Racked ~5.5 gallons of a mead that was based on a dragon fruit wine kit. It was never good and has sat on Xoakers for >1.75 years. It didn't end up over-oaked, which I was surprised about, though there was a ton of oak related dust-sediment at the bottom.
I probably left about 1/4 gallon at the bottom, but I avoided all the oak dust/sediment at the bottom getting racked over.
I then proceeded to bench test acid adjustments. The short story is that all my initial amounts were just too high. In the end I ended up with a .5% cacao nib extract addition and .065% tartaric acid adjustment to get a blasé mead to an OK mead. It's not a huge success but it is no longer a mead that I would relegate to the cheapo-getting-drunk-on category. Maybe it will taste better in another year?
All of the bench tests were focused on maintaining the honey flavor, keeping the fruit and making it more interesting. In the bench testing, I was using 50ml base amounts and adjusting on those. I eventually needed to switch to 100ml base so that I could get more accurate 1/2% additions of the cacoa nib extract.
I will also add that the high accuracy digital scale came in handy today as I really needed that 3 decimal point accuracy so that I could accurately scale up small 100 ml tests to the full carboy without over/under shooting the target. The scaling hit perfectly and matched my final bench test batch.
Every time a batch wasn't good, it was dumped... there were a lot of 50 ml batches that went down the sink as the acid was just too high or I didn't like the specific acid in it. I was bouncing around through tartaric, citric and malic acid. Tartaric is where I found the most pleasant flavor for this specific batch.
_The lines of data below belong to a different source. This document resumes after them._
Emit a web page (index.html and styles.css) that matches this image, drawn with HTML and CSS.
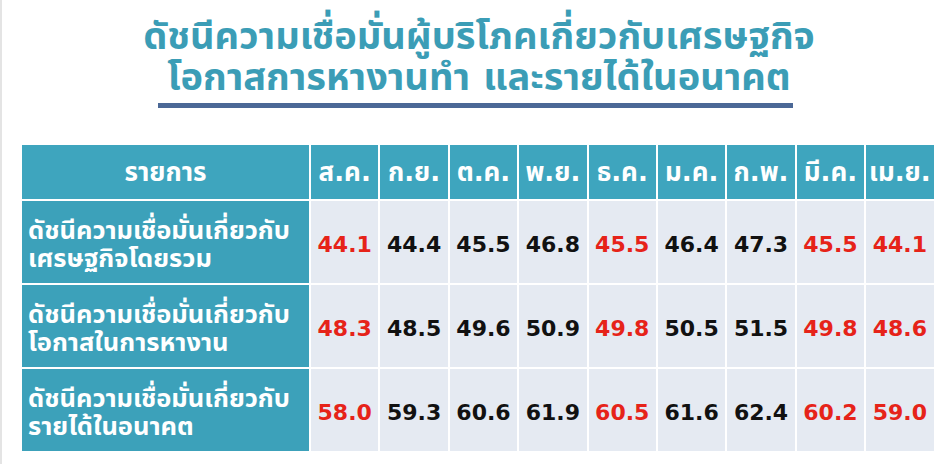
FILE: index.html
```html
<!DOCTYPE html>
<html lang="th">
<head>
<meta charset="utf-8">
<link rel="stylesheet" href="styles.css">
</head>
<body>
<div class="page">
  <header class="title">
    <h1><span class="line">ดัชนีความเชื่อมั่นผู้บริโภคเกี่ยวกับเศรษฐกิจ</span><span class="line">โอกาสการหางานทำ และรายได้ในอนาคต</span></h1>
    <div class="rule"></div>
  </header>
  <table class="grid">
    <colgroup>
      <col class="c-label">
      <col class="c-m"><col class="c-m"><col class="c-m"><col class="c-m"><col class="c-m"><col class="c-m"><col class="c-m"><col class="c-m"><col class="c-m">
    </colgroup>
    <thead>
      <tr>
        <th>รายการ</th><th>ส.ค.</th><th>ก.ย.</th><th>ต.ค.</th><th>พ.ย.</th><th>ธ.ค.</th><th>ม.ค.</th><th>ก.พ.</th><th>มี.ค.</th><th>เม.ย.</th>
      </tr>
    </thead>
    <tbody>
      <tr>
        <th class="label">ดัชนีความเชื่อมั่นเกี่ยวกับ<br>เศรษฐกิจโดยรวม</th>
        <td class="red">44.1</td><td>44.4</td><td>45.5</td><td>46.8</td><td class="red">45.5</td><td>46.4</td><td>47.3</td><td class="red">45.5</td><td class="red">44.1</td>
      </tr>
      <tr>
        <th class="label">ดัชนีความเชื่อมั่นเกี่ยวกับ<br>โอกาสในการหางาน</th>
        <td class="red">48.3</td><td>48.5</td><td>49.6</td><td>50.9</td><td class="red">49.8</td><td>50.5</td><td>51.5</td><td class="red">49.8</td><td class="red">48.6</td>
      </tr>
      <tr>
        <th class="label">ดัชนีความเชื่อมั่นเกี่ยวกับ<br>รายได้ในอนาคต</th>
        <td class="red">58.0</td><td>59.3</td><td>60.6</td><td>61.9</td><td class="red">60.5</td><td>61.6</td><td>62.4</td><td class="red">60.2</td><td class="red">59.0</td>
      </tr>
    </tbody>
  </table>
</div>
</body>
</html>
```
FILE: styles.css
```css
html, body {
  margin: 0;
  padding: 0;
  background: #ffffff;
}
body {
  font-family: "Tahoma", "DejaVu Sans", "Noto Sans Thai", "Noto Sans", sans-serif;
}
.page {
  width: 950px;
  height: 464px;
  box-sizing: border-box;
  border-left: 2px solid #e4e4e4;
  padding: 16px 0 0 18px;
  overflow: hidden;
}
.title {
  display: flex;
  flex-direction: column;
  align-items: center;
  width: 914px;
}
.title h1 {
  margin: 0;
  font-size: 38px;
  line-height: 41px;
  font-weight: bold;
  color: #3b9db6;
  text-align: center;
  padding-left: 4px;
  display: flex;
  flex-direction: column;
  align-items: center;
}
.title .line {
  display: block;
}
.rule {
  width: 635px;
  height: 5px;
  background: #4b6896;
  margin-top: 5px;
  margin-left: -4px;
}
.grid {
  margin-top: 35px;
  border-collapse: collapse;
  table-layout: fixed;
  width: 914px;
}
.c-label { width: 289px; }
.c-m { width: 69.4px; }
.grid th, .grid td {
  border: 2px solid #ffffff;
  padding: 0;
}
.grid thead th {
  height: 52px;
  background: #3ea5be;
  color: #ffffff;
  font-size: 26px;
  font-weight: bold;
  text-align: center;
  padding-top: 2px;
}
.grid tbody tr { height: 84px; }
.grid tbody th.label {
  background: #3ca1ba;
  color: #ffffff;
  font-size: 25.5px;
  line-height: 28px;
  font-weight: bold;
  text-align: left;
  padding-left: 6px;
  padding-top: 4px;
}
.grid td {
  background: #e5eaf2;
  color: #111111;
  font-family: "DejaVu Sans", "Verdana", sans-serif;
  font-weight: bold;
  font-size: 22px;
  text-align: center;
  padding-top: 4px;
}
.grid td.red { color: #e62319; }
```
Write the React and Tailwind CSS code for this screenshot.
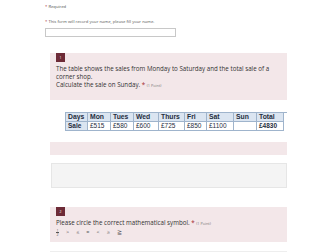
export default function App() {
  const days = [
    ["Days", "Sale", "w-[22px]"],
    ["Mon", "£515", "w-[23px]"],
    ["Tues", "£580", "w-[23px]"],
    ["Wed", "£600", "w-[25px]"],
    ["Thurs", "£725", "w-[26px]"],
    ["Fri", "£850", "w-[22px]"],
    ["Sat", "£1100", "w-[27px]"],
    ["Sun", "", "w-[23px]"],
    ["Total", "£4830", "w-[27px]"],
  ];

  return (
    <div className="w-[336px] h-[252px] overflow-hidden bg-white text-[#333] font-['Open_Sans',sans-serif]">
      <div className="pl-[45px] pt-[4px]">
        {/* top notes */}
        <p className="text-[4.2px] leading-[6px] text-[#555]">
          <span className="text-[#a4262c]">*</span> Required
        </p>
        <p className="mt-[9px] text-[4.2px] leading-[6px] text-[#555]">
          <span className="text-[#a4262c]">*</span> This form will record your name, please fill your name.
        </p>
        <div className="mt-[3px] w-[131px] h-[9px] border border-[#c8c8c8] bg-white" />

        {/* question 1 */}
        <div className="mt-[16px] ml-[5px] w-[237px] bg-[#f3e7e9]">
          <div className="px-[6px]">
            <div className="w-[9px] h-[9px] bg-[#6d2b37] flex items-center justify-center text-[3.5px] text-white">
              1
            </div>
            <p className="mt-[3px] w-[222px] text-[6.2px] leading-[8px] text-[#333]">
              The table shows the sales from Monday to Saturday and the total sale of a corner shop.
              <br />
              Calculate the sale on Sunday.<span className="text-[#a4262c]"> *</span>{" "}
              <span className="text-[3.8px] text-[#777]">(1 Point)</span>
            </p>
          </div>
          <div className="mt-[10px] h-[42px] bg-white pl-[15px] pt-[12px] font-['Liberation_Sans',sans-serif]">
            <div className="flex border-l border-t border-[#9fb4cc]">
              {days.map(([d, , w]) => (
                <div
                  key={d}
                  className={`${w} h-[9px] border-r border-b border-[#9fb4cc] bg-[#dbe5f1] pl-[2px] text-[6.8px] leading-[8.5px] font-bold text-[#1f2d3d]`}
                >
                  {d}
                </div>
              ))}
            </div>
            <div className="flex border-l border-[#9fb4cc]">
              {days.map(([d, s, w], i) => (
                <div
                  key={d}
                  className={`${w} h-[8.5px] border-r border-b border-[#9fb4cc] pl-[2px] text-[6.5px] leading-[8px] text-[#1f2d3d] ${
                    i === 0 ? "bg-[#dbe5f1] font-bold" : i === 8 ? "bg-white font-bold" : "bg-white"
                  }`}
                >
                  {s}
                </div>
              ))}
            </div>
          </div>
          <div className="h-[13px]" />
        </div>

        {/* answer box */}
        <div className="mt-[8px] ml-[6px] w-[236px] h-[25px] bg-[#f4f4f4] border border-[#e6e6e6]" />

        {/* question 2 */}
        <div className="mt-[19px] ml-[5px] w-[237px] h-[35px] bg-[#f3e7e9] px-[6px]">
          <div className="w-[9px] h-[9px] bg-[#6d2b37] flex items-center justify-center text-[3.5px] text-white">
            2
          </div>
          <p className="mt-[3px] text-[6.2px] leading-[7px] text-[#333]">
            Please circle the correct mathematical symbol.<span className="text-[#a4262c]"> *</span>{" "}
            <span className="text-[3.8px] text-[#777]">(1 Point)</span>
          </p>
          <div className="mt-[1px] flex items-center gap-[7px] text-[5.5px] leading-[9px] text-[#555]">
            <div className="flex flex-col items-center leading-[3.5px] text-[3.5px]">
              <span>1</span>
              <span className="border-t border-[#555] w-[3px]" />
              <span>2</span>
            </div>
            <span>&gt;</span>
            <span>≤</span>
            <span>=</span>
            <span>&lt;</span>
            <span>≥</span>
            <span>≧</span>
          </div>
        </div>
        <div className="mt-[9px] ml-[5px] w-[237px] border-t border-[#eeeeee]" />
      </div>
    </div>
  );
}
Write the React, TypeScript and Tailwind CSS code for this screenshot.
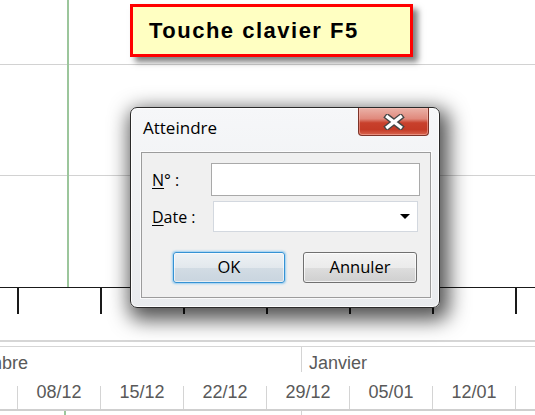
import React from "react";

const weeks = ["08/12", "15/12", "22/12", "29/12", "05/01", "12/01", "19/01"];

export default function App() {
  return (
    <div className="relative w-[535px] h-[415px] overflow-hidden bg-white font-['Liberation_Sans',Arial,sans-serif]">
      {/* chart area */}
      <div className="relative h-[287px]">
        <div className="h-[65px] border-b border-[#d2d2d2]" />
        <div className="h-[111px] border-b border-[#d2d2d2]" />
        <div className="absolute left-[67px] top-0 bottom-0 w-[2px] bg-[#9cc69c]" />
      </div>

      {/* axis with ticks */}
      <div className="flex h-[27px] border-t border-[#1a1a1a]">
        <div className="w-[17px] shrink-0" />
        {weeks.map((w) => (
          <div key={w} className="w-[83px] shrink-0 border-l-2 border-[#1a1a1a]" />
        ))}
      </div>

      <div className="h-[26px]" />

      {/* header double line */}
      <div className="h-[7px] border-t-2 border-b border-[#d6d6d6]" />

      {/* month row */}
      <div className="flex h-[25px] text-[18px] leading-[20px] text-[#595959]">
        <div className="w-[301px] shrink-0 overflow-hidden whitespace-nowrap pt-[6px]">
          <span className="ml-[-55px]">Décembre</span>
        </div>
        <div className="flex-1 border-l border-[#d4d4d4] pl-[7px] pt-[6px]">Janvier</div>
      </div>

      <div className="h-[14px]" />

      {/* week row */}
      <div className="flex h-[25px] border-b-2 border-[#cfcfcf] text-[18px] leading-[20px] text-[#595959]">
        <div className="w-[17px] shrink-0" />
        {weeks.map((w) => (
          <div key={w} className="w-[83px] shrink-0 border-l border-[#d4d4d4] text-center whitespace-nowrap">
            <span className="block -mt-[4px]">{w}</span>
          </div>
        ))}
      </div>

      {/* bottom strip */}
      <div className="flex h-[4px]">
        <div className="w-[64px] shrink-0" />
        <div className="w-[2px] shrink-0 bg-[#9cc69c]" />
        <div className="w-[235px] shrink-0" />
        <div className="w-[1px] shrink-0 bg-[#d4d4d4]" />
      </div>

      {/* callout */}
      <div className="absolute left-[130px] top-[4px] w-[283px] h-[53px] border-[3px] border-[#ff0000] bg-[#ffffc2] shadow-[5px_5px_6px_rgba(0,0,0,0.5)] flex items-center pl-[16px]">
        <span className="font-bold text-[22px] leading-[26px] tracking-[1.5px] text-black">Touche clavier F5</span>
      </div>

      {/* dialog */}
      <div className="absolute left-[130px] top-[107px] w-[310px] h-[201px] rounded-[7px] border border-[#2a2a2a] bg-[linear-gradient(180deg,#f6f7f9_0%,#eef0f2_60%,#e9ebee_100%)] shadow-[inset_0_0_0_1px_rgba(255,255,255,0.85),4px_7px_20px_5px_rgba(0,0,0,0.68)] flex flex-col font-['Open_Sans',sans-serif]">
        <div className="flex h-[44px] justify-between">
          <div className="pl-[12px] pt-[10px] text-[17px] leading-[20px] text-black">Atteindre</div>
          <div className="mr-[10px] w-[71px] h-[28px] rounded-b-[4px] border border-t-0 border-[#7d3328] bg-[linear-gradient(180deg,#eab2a8_0%,#e0897c_40%,#c8402c_55%,#c43a26_80%,#d9664f_100%)] shadow-[inset_0_0_0_1px_rgba(255,200,190,0.45)] flex items-center justify-center">
            <svg width="22" height="16" viewBox="0 0 22 16">
              <path d="M4.5 3 L17.5 13 M17.5 3 L4.5 13" stroke="#454545" strokeWidth="6" strokeLinecap="square" fill="none" />
              <path d="M4.5 3 L17.5 13 M17.5 3 L4.5 13" stroke="#ffffff" strokeWidth="3.4" strokeLinecap="square" fill="none" />
            </svg>
          </div>
        </div>

        <div className="ml-[10px] w-[290px] h-[146px] border border-[#9c9c9c] bg-[#f0f0f0] shadow-[0_0_0_1px_rgba(255,255,255,0.7)] flex flex-col pt-[10px] pl-[10px] text-[16px] text-black">
          <div className="flex items-center h-[33px]">
            <div className="w-[59px]">
              <span className="underline underline-offset-2">N</span>° :
            </div>
            <div className="w-[209px] h-[33px] border border-[#a9a9a9] bg-white" />
          </div>
          <div className="flex items-center h-[31px] mt-[5px]">
            <div className="w-[61px]">
              <span className="underline underline-offset-2">D</span>ate :
            </div>
            <div className="w-[205px] h-[31px] border border-[#d3d8df] bg-white flex items-center justify-end pr-[7px]">
              <svg width="10" height="5" viewBox="0 0 10 5">
                <path d="M0 0 L10 0 L5 5 Z" fill="#000" />
              </svg>
            </div>
          </div>
          <div className="flex mt-[20px] pl-[21px] gap-[18px] text-[16.5px]">
            <div className="w-[112px] h-[31px] rounded-[3px] border border-[#3592d4] bg-[linear-gradient(180deg,#eef2f5_0%,#e2e8ed_50%,#d2dce4_52%,#c9d5df_100%)] shadow-[inset_0_0_0_1px_rgba(255,255,255,0.6),0_0_2px_1px_rgba(90,180,240,0.6)] flex items-center justify-center">
              OK
            </div>
            <div className="w-[114px] h-[31px] rounded-[3px] border border-[#707070] bg-[linear-gradient(180deg,#f3f3f3_0%,#ebebeb_50%,#dddddd_52%,#cfcfcf_100%)] shadow-[inset_0_0_0_1px_rgba(255,255,255,0.7)] flex items-center justify-center">
              Annuler
            </div>
          </div>
        </div>
      </div>
    </div>
  );
}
Between the spouse and I, we probably went through 1/4 gallon. That ended up OK as my carboy was sitting pretty much at an even 5 gallons after the bench tests. That final 5 gallons was converted out to ML, divided by 100ML to get the amount of parts I was working with and then multiplied out by the batch adjustment values for the full batch additions. That testing added up and I'm feeling it a bit... Not good to do this on a fasting day
Most of my meads don't go through this amount of tweaking, but I really hated this mediocre mead that needed to move into the palatable category. At least when I eventually bottle, it might be worth it... I hope.